There is much still to play for and some of the necessary work is beyond the strict remit of the GCC Monetary Council. There is a need to harmonise regulations, payment and settlement systems and economic data, to get to a point where monetary union could be feasible.

Voting rights for Gulf states

Furthermore, the central bank’s assets need to be determined. Voting rights between member states will also have to be decided. In the EU, member states enjoy equal voting powers. The lopsided nature of the Gulf economy, with Saudi Arabia accounting for almost half the GCC’s combined gross domestic product, might prevent that.

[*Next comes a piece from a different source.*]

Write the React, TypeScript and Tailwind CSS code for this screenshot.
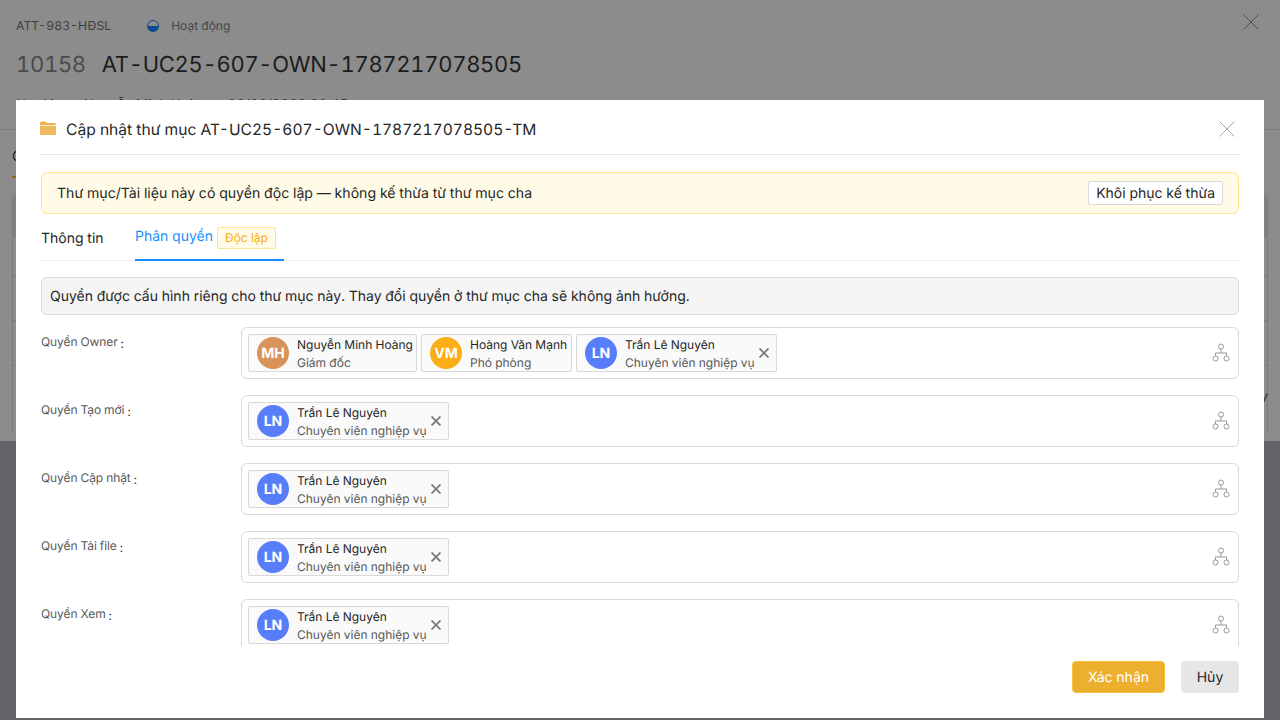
import React from "react";

function Org() {
  return (
    <svg width="18" height="20" viewBox="0 0 18 20" fill="none" stroke="#999999" strokeWidth="1" className="shrink-0">
      <circle cx="9" cy="3.5" r="2.5" />
      <circle cx="3.5" cy="15.500" r="2.5" />
      <circle cx="14.5" cy="15.500" r="2.5" />
      <path d="M9 6v4M3.5 13v-3h11v3" />
    </svg>
  );
}

function XIcon({ size, color }: { size: number; color: string }) {
  return (
    <svg width={size} height={size} viewBox="0 0 16 16" fill="none" stroke={color} strokeWidth="1" className="shrink-0">
      <path d="M0.5 0.5L15.5 15.5M15.5 0.5L0.5 15.5" />
    </svg>
  );
}

function Chip({ ini, color, name, role, close = false, w }: { ini: string; color: string; name: string; role: string; close?: boolean; w: string }) {
  return (
    <div className={`flex h-[38px] items-center rounded-[2px] border border-[#d9d9d9] bg-[#fafafa] pl-2 ${w}`}>
      <div className="flex h-8 w-8 shrink-0 items-center justify-center rounded-full text-[14px] font-bold text-white" style={{ backgroundColor: color }}>
        {ini}
      </div>
      <div className="ml-2 flex flex-col pt-[2px]">
        <span className="whitespace-nowrap text-[12px] leading-[18px] text-[#262626]">{name}</span>
        <span className="whitespace-nowrap text-[12px] leading-[18px] text-[#595959]">{role}</span>
      </div>
      {close && (
        <svg width="10" height="10" viewBox="0 0 10 10" stroke="#7a7a7a" strokeWidth="1.8" className="ml-[4px] shrink-0">
          <path d="M0.5 0.5L9.5 9.5M9.5 0.5L0.5 9.5" />
        </svg>
      )}
    </div>
  );
}

const LN = () => <Chip ini="LN" color="#587dfb" name="Trần Lê Nguyên" role="Chuyên viên nghiệp vụ" close w="w-[201px]" />;

function Row({ label, children }: { label: string; children: React.ReactNode }) {
  return (
    <div className="flex">
      <div className="w-[200px] shrink-0 pt-[6px] text-[12px] leading-[18px] tracking-[-0.1px] text-[#595959]">
        {label}
        <span className="ml-[3px] align-[-2px] text-[#262626]">:</span>
      </div>
      <div className="flex h-[52px] flex-1 items-center justify-between rounded-[6px] border border-[#d9d9d9] pl-[6px] pr-[8px]">
        <div className="flex gap-1">{children}</div>
        <Org />
      </div>
    </div>
  );
}

export default function App() {
  return (
    <div className="relative h-[720px] w-[1280px] overflow-hidden bg-[#636467] font-['Inter','Noto_Sans',sans-serif] tabular-nums [text-rendering:geometricPrecision]">
      {/* page behind the overlay */}
      <div className="h-[441px] bg-[#8c8c8c]">
        <div className="h-[130px] border-b border-[#7d7d7d] px-4 pt-[18px]">
          <div className="flex h-4 items-center justify-between">
            <div className="flex items-center text-[12.25px] leading-[16px] text-[#3f3f3f]">
              <span>ATT-983-HĐSL</span>
              <span className="ml-[36px] h-[12px] w-[12px] overflow-hidden rounded-full border border-[#0d4a8f] bg-[linear-gradient(#8c8c8c_45%,#0d4a8f_45%)]" />
              <span className="ml-[12px] text-[12px] text-[#464646]">Hoạt động</span>
            </div>
            <div className="mr-[5px] mb-[8px]"><XIcon size={16} color="#4f4f4f" /></div>
          </div>
          <div className="mt-[14px] flex items-center pt-[1px] text-[22px] leading-[32px] tracking-[-0.3px]">
            <span className="text-[#4a4a4a]">10158</span>
            <span className="ml-[16px] text-[#1c1c1c]">AT-UC25-607-OWN-1787217078505</span>
          </div>
          <div className="mt-[14px] text-[13.3px] leading-[20px] text-[#1c1c1c]">Người tạo: Nguyễn Minh Hoàng - 30/06/2026 08:45</div>
        </div>
        <div className="px-3 pt-[16px]">
          <div className="h-[32px] text-[14px] leading-[22px] text-[#1c1c1c]">C</div>
          <div className="-mt-[2px] h-[2px] w-[18px] bg-[#8a6a1c]" />
          <div className="mt-[15px] h-[240px] rounded-t-[6px] border-x border-[#7b7b7b]">
            <div className="h-[45px] rounded-t-[6px] bg-[#85807a]" />
            <div className="h-[38px] border-b border-[#7b7b7b]" />
            <div className="h-[45px] border-b border-[#7b7b7b]" />
            <div className="h-[45px] border-b border-[#7b7b7b]" />
            <div className="flex h-[67px] items-center justify-end text-[14px] italic text-[#1c1c1c]">/</div>
          </div>
        </div>
      </div>

      {/* dialog */}
      <div className="absolute left-4 top-[100px] flex h-[618px] w-[1248px] flex-col bg-white px-[25px]">
        <div className="-mx-px flex h-[55px] shrink-0 items-center justify-between border-b border-[#e3e8f2] pr-[5px] pt-[4px]">
          <div className="flex items-center">
            <svg width="16" height="14" viewBox="0 0 16 14" className="mb-[2px]">
              <path d="M0 2a1.5 1.5 0 0 1 1.5-1.500h4l1.500 1.500h7.500a1.500 1.500 0 0 1 1.500 1.500v.5H0z" fill="#e9b44c" />
              <path d="M0 4.700h16v7.800a1.500 1.500 0 0 1-1.500 1.500h-13a1.500 1.500 0 0 1-1.500-1.500z" fill="#ecb95c" />
            </svg>
            <span className="ml-[10px] pt-[1px] text-[15.6px] leading-[24px] text-[#262626]">Cập nhật thư mục AT-UC25-607-OWN-1787217078505-TM</span>
          </div>
          <XIcon size={16} color="#a6a6a6" />
        </div>

        <div className="mt-[17px] flex h-[42px] shrink-0 items-center justify-between rounded-[6px] border border-[#ffe58f] bg-[#fffbe6] pl-[15px] pr-[15px]">
          <span className="pt-[1px] text-[14.1px] text-[#262626]">Thư mục/Tài liệu này có quyền độc lập — không kế thừa từ thư mục cha</span>
          <span className="flex h-6 items-center rounded-[2px] border border-[#d9d9d9] bg-white px-[7px] text-[14px] text-[#262626]">Khôi phục kế thừa</span>
        </div>

        <div className="flex h-[47px] shrink-0 items-start border-b border-[#f0f0f0] text-[14px]">
          <span className="w-[62px] shrink-0 whitespace-nowrap pt-[15px] leading-[20px] text-[#262626]">Thông tin</span>
          <div className="ml-[32px] flex h-[47px] w-[149px] items-start border-b-2 border-[#1890ff] pt-[13px]">
            <span className="leading-[20px] text-[#1890ff]">Phân quyền</span>
            <span className="ml-1 flex h-[22px] items-center rounded-[2px] border border-[#ffe58f] bg-[#fffbe6] px-[7px] text-[12px] text-[#faad14]">Độc lập</span>
          </div>
        </div>

        <div className="mt-4 flex h-[38px] shrink-0 items-center rounded-[6px] border border-[#d9d9d9] bg-[#f5f5f5] px-2 text-[14px] text-[#262626]">
          Quyền được cấu hình riêng cho thư mục này. Thay đổi quyền ở thư mục cha sẽ không ảnh hưởng.
        </div>

        <div className="mt-3 flex h-[319px] shrink-0 flex-col gap-4 overflow-hidden">
          <Row label="Quyền Owner">
            <Chip ini="MH" color="#d9925a" name="Nguyễn Minh Hoàng" role="Giám đốc" w="w-[169px]" />
            <Chip ini="VM" color="#fbae17" name="Hoàng Văn Mạnh" role="Phó phòng" w="w-[151px]" />
            <LN />
          </Row>
          <Row label="Quyền Tạo mới"><LN /></Row>
          <Row label="Quyền Cập nhật"><LN /></Row>
          <Row label="Quyền Tải file"><LN /></Row>
          <Row label="Quyền Xem"><LN /></Row>
        </div>

        <div className="mt-[15px] flex justify-end gap-4">
          <span className="flex h-8 w-[93px] items-center justify-center rounded-[4px] border border-[#fac03d] bg-[#ecb02e] text-[14px] text-white">Xác nhận</span>
          <span className="flex h-8 w-[58px] items-center justify-center rounded-[4px] bg-[#e6e6e6] text-[14px] text-[#262626]">Hủy</span>
        </div>
      </div>
    </div>
  );
}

Al-Jasser and his colleagues in the monetary council have a unenviable task in forging a new institutional apparatus from the problems of the past few years.

Focusing on the small details will clearly help to sustain the momentum for monetary integration. “They should not set the bar too high,” says Kotilaine. “There’s a lot you can do in terms of the day-to-day, nitty-gritty of regional integration if you want to turn the project into success. That is where attention is focusing much more.”

Al-Jasser’s bigger challenge is to win the economic and political argument over the benefits of monetary union.

One of the reasons why the EU now has a bad reputation in eyes of many Europeans is that it has been focusing too much on lofty and vague goals as opposed to concrete economic benefits.

The lessons will no doubt be learned, but Al-Jasser may be inclined to keep a low profile as he carefully stewards the council to meet the long-term objective of creating an integrated monetary and financial system.